Extract the full set of records, then give each one again exactly.

_____

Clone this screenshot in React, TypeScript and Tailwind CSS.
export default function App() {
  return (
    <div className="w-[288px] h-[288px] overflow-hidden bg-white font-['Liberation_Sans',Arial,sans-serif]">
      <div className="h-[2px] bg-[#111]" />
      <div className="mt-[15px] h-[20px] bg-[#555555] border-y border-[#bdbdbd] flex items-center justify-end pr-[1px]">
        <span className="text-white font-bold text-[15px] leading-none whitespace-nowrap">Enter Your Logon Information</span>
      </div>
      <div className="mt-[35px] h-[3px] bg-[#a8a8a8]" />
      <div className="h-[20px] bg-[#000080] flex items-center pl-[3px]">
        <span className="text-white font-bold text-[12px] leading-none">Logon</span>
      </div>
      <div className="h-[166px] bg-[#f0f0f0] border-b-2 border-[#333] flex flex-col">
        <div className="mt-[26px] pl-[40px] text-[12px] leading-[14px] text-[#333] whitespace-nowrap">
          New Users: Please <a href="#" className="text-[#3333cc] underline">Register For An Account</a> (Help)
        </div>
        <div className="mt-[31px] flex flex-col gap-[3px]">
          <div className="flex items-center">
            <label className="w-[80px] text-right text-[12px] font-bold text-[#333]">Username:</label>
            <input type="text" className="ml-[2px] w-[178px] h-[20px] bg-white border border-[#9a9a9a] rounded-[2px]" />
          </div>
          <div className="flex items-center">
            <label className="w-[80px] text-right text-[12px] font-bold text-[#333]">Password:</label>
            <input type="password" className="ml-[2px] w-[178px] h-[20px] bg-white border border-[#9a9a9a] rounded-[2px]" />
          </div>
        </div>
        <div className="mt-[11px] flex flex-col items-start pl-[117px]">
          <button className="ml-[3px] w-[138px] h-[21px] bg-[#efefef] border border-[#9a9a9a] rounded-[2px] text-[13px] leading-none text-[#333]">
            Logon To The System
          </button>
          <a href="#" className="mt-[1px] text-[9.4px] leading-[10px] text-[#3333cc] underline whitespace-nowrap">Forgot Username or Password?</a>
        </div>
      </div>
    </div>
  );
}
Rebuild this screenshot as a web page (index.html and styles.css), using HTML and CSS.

_____

■ **ANSWER FOR THIS EXERCISE**:
Clone this screenshot in React, TypeScript and Tailwind CSS.
export default function App() {
  return (
    <div className="w-[288px] h-[288px] overflow-hidden bg-white font-['Liberation_Sans',Arial,sans-serif]">
      <div className="h-[2px] bg-[#111]" />
      <div className="mt-[15px] h-[20px] bg-[#555555] border-y border-[#bdbdbd] flex items-center justify-end pr-[1px]">
        <span className="text-white font-bold text-[15px] leading-none whitespace-nowrap">Enter Your Logon Information</span>
      </div>
      <div className="mt-[35px] h-[3px] bg-[#a8a8a8]" />
      <div className="h-[20px] bg-[#000080] flex items-center pl-[3px]">
        <span className="text-white font-bold text-[12px] leading-none">Logon</span>
      </div>
      <div className="h-[166px] bg-[#f0f0f0] border-b-2 border-[#333] flex flex-col">
        <div className="mt-[26px] pl-[40px] text-[12px] leading-[14px] text-[#333] whitespace-nowrap">
          New Users: Please <a href="#" className="text-[#3333cc] underline">Register For An Account</a> (Help)
        </div>
        <div className="mt-[31px] flex flex-col gap-[3px]">
          <div className="flex items-center">
            <label className="w-[80px] text-right text-[12px] font-bold text-[#333]">Username:</label>
            <input type="text" className="ml-[2px] w-[178px] h-[20px] bg-white border border-[#9a9a9a] rounded-[2px]" />
          </div>
          <div className="flex items-center">
            <label className="w-[80px] text-right text-[12px] font-bold text-[#333]">Password:</label>
            <input type="password" className="ml-[2px] w-[178px] h-[20px] bg-white border border-[#9a9a9a] rounded-[2px]" />
          </div>
        </div>
        <div className="mt-[11px] flex flex-col items-start pl-[117px]">
          <button className="ml-[3px] w-[138px] h-[21px] bg-[#efefef] border border-[#9a9a9a] rounded-[2px] text-[13px] leading-none text-[#333]">
            Logon To The System
          </button>
          <a href="#" className="mt-[1px] text-[9.4px] leading-[10px] text-[#3333cc] underline whitespace-nowrap">Forgot Username or Password?</a>
        </div>
      </div>
    </div>
  );
}
Rebuild this screenshot as a web page (index.html and styles.css), using HTML and CSS.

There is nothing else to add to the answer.